1. Get inside as quickly as possible. 

2. Stay inside, preferably in a basement, but as close to the middle of the building as possible.

3. Stay tuned to official channels on TV and social media and be sure to sign up for Notify NYC so you know when it’s safe to go outside.

This is, largely, the same advice I gave when I researched the topic back in 2020. If you’re outside during the initial blast, it’s best to take a shower with soap, water, and shampoo when you get inside. NYC mentioned this in its PSA. Critically though, do not use conditioners. The chemicals in the conditioner can actually bind to radioactive material and keep it in your hair.
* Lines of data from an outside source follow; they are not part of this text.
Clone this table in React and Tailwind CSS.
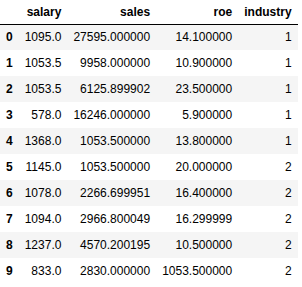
import React from "react";

const rows = [
  ["0", "1095.0", "27595.000000", "14.100000", "1"],
  ["1", "1053.5", "9958.000000", "10.900000", "1"],
  ["2", "1053.5", "6125.899902", "23.500000", "1"],
  ["3", "578.0", "16246.000000", "5.900000", "1"],
  ["4", "1368.0", "1053.500000", "13.800000", "1"],
  ["5", "1145.0", "1053.500000", "20.000000", "2"],
  ["6", "1078.0", "2266.699951", "16.400000", "2"],
  ["7", "1094.0", "2966.800049", "16.299999", "2"],
  ["8", "1237.0", "4570.200195", "10.500000", "2"],
  ["9", "833.0", "2830.000000", "1053.500000", "2"],
];

export default function App() {
  return (
    <div className="w-[302px] h-[287px] bg-white overflow-hidden text-black text-[12px] font-['Liberation_Sans',Arial,sans-serif]">
      <table className="border-collapse">
        <thead>
          <tr className="h-[24px] border-b border-black">
            <th className="px-[6px] py-0 text-right font-bold"></th>
            <th className="px-[6px] py-0 text-right font-bold">salary</th>
            <th className="px-[6px] py-0 text-right font-bold">sales</th>
            <th className="px-[6px] py-0 text-right font-bold">roe</th>
            <th className="px-[6px] py-0 text-right font-bold">industry</th>
          </tr>
        </thead>
        <tbody>
          {rows.map((r, i) => (
            <tr key={i} className={"h-[26px] " + (i % 2 === 0 ? "bg-[#f5f5f5]" : "bg-white")}>
              <th className="px-[6px] py-0 text-right font-bold">{r[0]}</th>
              <td className="px-[6px] py-0 text-right">{r[1]}</td>
              <td className="px-[6px] py-0 text-right">{r[2]}</td>
              <td className="px-[6px] py-0 text-right">{r[3]}</td>
              <td className="px-[6px] py-0 text-right">{r[4]}</td>
            </tr>
          ))}
        </tbody>
      </table>
    </div>
  );
}
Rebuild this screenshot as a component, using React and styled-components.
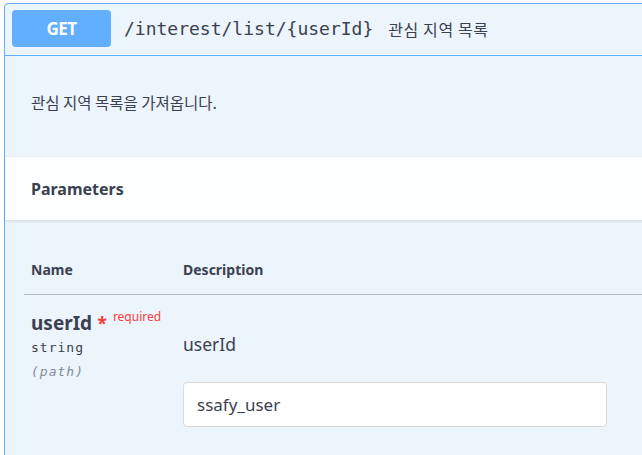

This is, of course, advice for people living outside the immediate blast zone. Anyone within the initial blast radius of the detonation will be consumed by nuclear fire. How big is that blast radius? It’s wildly variable. If Russia’s SS-25 missile (it’s largest known nuclear warhead) detonated over Midtown Manhattan, everything from W. 30th to W. 52nd street and between 10th and 3rd Avenue would be gone. Vaporized. The resultant blast wave would smash into buildings as far away as Bloomfield, New Jersey, and the edge of JFK Airport.

A tactical, so-called low-yield nuclear weapon like some in Congress think the Pentagon needs, would have a decreased area of effect but would still kill millions. There’d just be fewer people in the initial blast zone. America’s B61 nuclear bomb can deploy a 50-kiloton blast that would irradiate an area the size of the SS-25’s blast zone but would only consume six or so blocks in hellfire. The blast wave would taper off somewhere near New York University and just barely touch New Jersey.

Staying inside, staying clean, and waiting a few weeks for the literal nuclear dust to settle is good advice. It’s also only worthwhile to the people who survive the initial blast. And in a case where “the big one” finally hits, it’s hard to imagine it’d be the only missile fired.